- INFORMATION SUPPLIED
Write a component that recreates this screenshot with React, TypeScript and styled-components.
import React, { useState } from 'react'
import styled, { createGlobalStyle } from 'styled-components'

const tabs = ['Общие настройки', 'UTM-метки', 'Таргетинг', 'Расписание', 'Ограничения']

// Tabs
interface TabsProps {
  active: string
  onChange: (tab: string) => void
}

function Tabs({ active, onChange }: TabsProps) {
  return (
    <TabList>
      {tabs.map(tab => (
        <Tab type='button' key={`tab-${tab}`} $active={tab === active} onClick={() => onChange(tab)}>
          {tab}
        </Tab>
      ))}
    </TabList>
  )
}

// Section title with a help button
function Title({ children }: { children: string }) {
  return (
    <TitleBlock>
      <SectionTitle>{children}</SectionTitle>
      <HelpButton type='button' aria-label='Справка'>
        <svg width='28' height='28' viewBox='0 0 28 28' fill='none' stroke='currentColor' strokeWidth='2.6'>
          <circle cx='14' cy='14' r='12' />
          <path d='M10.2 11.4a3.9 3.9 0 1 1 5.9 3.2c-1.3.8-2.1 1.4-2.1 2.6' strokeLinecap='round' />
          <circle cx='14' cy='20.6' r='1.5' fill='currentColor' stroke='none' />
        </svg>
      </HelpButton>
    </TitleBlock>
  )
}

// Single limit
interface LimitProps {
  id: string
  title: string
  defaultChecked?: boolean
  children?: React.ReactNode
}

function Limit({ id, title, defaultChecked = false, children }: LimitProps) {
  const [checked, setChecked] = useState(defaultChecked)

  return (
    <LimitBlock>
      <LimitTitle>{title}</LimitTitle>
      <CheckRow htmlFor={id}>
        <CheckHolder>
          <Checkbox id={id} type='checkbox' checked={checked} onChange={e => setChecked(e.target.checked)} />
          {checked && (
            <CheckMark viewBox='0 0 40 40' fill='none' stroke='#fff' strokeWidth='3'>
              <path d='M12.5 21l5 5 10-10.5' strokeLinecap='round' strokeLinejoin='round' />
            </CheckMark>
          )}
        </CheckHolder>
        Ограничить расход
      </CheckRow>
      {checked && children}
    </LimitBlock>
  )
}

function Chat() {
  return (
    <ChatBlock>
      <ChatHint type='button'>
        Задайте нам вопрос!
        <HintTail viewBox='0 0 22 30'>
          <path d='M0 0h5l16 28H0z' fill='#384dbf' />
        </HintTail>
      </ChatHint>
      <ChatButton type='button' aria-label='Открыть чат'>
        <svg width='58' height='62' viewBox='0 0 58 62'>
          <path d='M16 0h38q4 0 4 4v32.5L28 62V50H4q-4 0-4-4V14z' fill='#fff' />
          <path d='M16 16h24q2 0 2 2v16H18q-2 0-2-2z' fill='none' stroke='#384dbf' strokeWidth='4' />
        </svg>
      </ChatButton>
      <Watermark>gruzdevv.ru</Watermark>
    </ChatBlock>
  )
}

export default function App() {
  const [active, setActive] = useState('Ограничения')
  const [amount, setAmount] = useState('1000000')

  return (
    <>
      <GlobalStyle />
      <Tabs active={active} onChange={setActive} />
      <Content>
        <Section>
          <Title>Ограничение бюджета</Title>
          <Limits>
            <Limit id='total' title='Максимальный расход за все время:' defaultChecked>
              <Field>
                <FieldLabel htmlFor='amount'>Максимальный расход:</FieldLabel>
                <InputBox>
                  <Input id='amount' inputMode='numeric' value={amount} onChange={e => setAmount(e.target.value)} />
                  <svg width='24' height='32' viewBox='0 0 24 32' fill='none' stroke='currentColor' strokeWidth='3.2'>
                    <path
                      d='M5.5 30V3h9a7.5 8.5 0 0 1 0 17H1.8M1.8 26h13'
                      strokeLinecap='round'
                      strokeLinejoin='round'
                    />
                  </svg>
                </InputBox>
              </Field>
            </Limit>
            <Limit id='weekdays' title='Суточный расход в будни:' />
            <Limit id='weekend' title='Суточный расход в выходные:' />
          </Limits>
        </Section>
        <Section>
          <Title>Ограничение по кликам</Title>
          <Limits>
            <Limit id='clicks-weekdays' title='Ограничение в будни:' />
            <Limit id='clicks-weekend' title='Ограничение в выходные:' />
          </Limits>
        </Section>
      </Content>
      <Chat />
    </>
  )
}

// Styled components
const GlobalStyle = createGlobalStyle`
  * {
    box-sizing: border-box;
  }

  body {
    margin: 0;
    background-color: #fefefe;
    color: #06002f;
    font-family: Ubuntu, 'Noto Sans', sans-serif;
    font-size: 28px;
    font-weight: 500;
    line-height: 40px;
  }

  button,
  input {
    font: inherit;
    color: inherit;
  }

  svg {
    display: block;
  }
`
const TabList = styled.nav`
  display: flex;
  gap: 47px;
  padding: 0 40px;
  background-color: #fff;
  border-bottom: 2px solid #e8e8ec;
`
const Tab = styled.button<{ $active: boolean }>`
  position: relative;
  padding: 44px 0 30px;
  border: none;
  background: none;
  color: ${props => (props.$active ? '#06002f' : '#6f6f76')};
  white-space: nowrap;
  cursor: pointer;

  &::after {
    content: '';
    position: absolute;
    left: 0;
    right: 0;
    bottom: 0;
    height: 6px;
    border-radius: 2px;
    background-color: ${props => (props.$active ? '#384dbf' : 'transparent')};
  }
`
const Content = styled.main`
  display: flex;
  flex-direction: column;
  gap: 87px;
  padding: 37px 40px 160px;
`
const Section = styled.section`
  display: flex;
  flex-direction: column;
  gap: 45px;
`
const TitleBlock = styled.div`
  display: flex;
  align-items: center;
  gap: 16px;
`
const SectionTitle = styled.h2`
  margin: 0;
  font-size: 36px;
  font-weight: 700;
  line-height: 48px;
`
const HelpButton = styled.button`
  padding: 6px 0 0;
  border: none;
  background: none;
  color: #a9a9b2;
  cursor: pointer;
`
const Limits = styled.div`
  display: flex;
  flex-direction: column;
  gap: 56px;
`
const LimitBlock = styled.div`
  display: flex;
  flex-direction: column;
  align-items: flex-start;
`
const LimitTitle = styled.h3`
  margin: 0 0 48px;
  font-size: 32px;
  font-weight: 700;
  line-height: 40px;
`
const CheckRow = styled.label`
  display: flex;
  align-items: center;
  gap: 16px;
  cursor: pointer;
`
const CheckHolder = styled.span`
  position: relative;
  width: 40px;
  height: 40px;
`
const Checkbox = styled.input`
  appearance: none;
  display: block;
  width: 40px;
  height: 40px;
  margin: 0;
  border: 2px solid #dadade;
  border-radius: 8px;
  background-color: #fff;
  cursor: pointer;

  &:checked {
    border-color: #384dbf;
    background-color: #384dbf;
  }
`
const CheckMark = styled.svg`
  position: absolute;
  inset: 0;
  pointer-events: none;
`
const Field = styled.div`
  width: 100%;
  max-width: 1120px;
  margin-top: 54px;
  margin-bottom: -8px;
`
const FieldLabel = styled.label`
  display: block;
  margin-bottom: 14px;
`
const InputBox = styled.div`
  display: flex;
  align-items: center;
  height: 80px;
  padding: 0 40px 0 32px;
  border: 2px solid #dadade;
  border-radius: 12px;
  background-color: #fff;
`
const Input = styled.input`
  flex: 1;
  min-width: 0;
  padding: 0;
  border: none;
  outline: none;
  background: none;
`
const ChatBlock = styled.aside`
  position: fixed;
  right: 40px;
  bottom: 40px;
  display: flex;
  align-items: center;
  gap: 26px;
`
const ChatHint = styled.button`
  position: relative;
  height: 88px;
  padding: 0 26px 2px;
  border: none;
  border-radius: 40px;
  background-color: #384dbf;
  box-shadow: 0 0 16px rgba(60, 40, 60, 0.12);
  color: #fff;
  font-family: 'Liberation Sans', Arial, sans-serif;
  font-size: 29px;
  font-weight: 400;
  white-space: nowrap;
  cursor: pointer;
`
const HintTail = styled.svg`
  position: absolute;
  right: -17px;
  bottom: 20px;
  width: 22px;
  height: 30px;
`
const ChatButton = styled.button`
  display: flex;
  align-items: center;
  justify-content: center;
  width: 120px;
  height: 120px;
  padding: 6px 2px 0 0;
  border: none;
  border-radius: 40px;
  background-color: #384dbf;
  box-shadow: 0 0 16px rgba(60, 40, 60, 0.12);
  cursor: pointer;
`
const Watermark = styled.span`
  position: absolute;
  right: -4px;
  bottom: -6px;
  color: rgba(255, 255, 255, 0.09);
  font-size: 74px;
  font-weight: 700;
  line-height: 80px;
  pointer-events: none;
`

- BRIEF
Print the material above verbatim, first line through the line containing "const [checked, setChecked]", both included.

- EXERCISE OUTPUT
Write a component that recreates this screenshot with React, TypeScript and styled-components.
import React, { useState } from 'react'
import styled, { createGlobalStyle } from 'styled-components'

const tabs = ['Общие настройки', 'UTM-метки', 'Таргетинг', 'Расписание', 'Ограничения']

// Tabs
interface TabsProps {
  active: string
  onChange: (tab: string) => void
}

function Tabs({ active, onChange }: TabsProps) {
  return (
    <TabList>
      {tabs.map(tab => (
        <Tab type='button' key={`tab-${tab}`} $active={tab === active} onClick={() => onChange(tab)}>
          {tab}
        </Tab>
      ))}
    </TabList>
  )
}

// Section title with a help button
function Title({ children }: { children: string }) {
  return (
    <TitleBlock>
      <SectionTitle>{children}</SectionTitle>
      <HelpButton type='button' aria-label='Справка'>
        <svg width='28' height='28' viewBox='0 0 28 28' fill='none' stroke='currentColor' strokeWidth='2.6'>
          <circle cx='14' cy='14' r='12' />
          <path d='M10.2 11.4a3.9 3.9 0 1 1 5.9 3.2c-1.3.8-2.1 1.4-2.1 2.6' strokeLinecap='round' />
          <circle cx='14' cy='20.6' r='1.5' fill='currentColor' stroke='none' />
        </svg>
      </HelpButton>
    </TitleBlock>
  )
}

// Single limit
interface LimitProps {
  id: string
  title: string
  defaultChecked?: boolean
  children?: React.ReactNode
}

function Limit({ id, title, defaultChecked = false, children }: LimitProps) {
  const [checked, setChecked] = useState(defaultChecked)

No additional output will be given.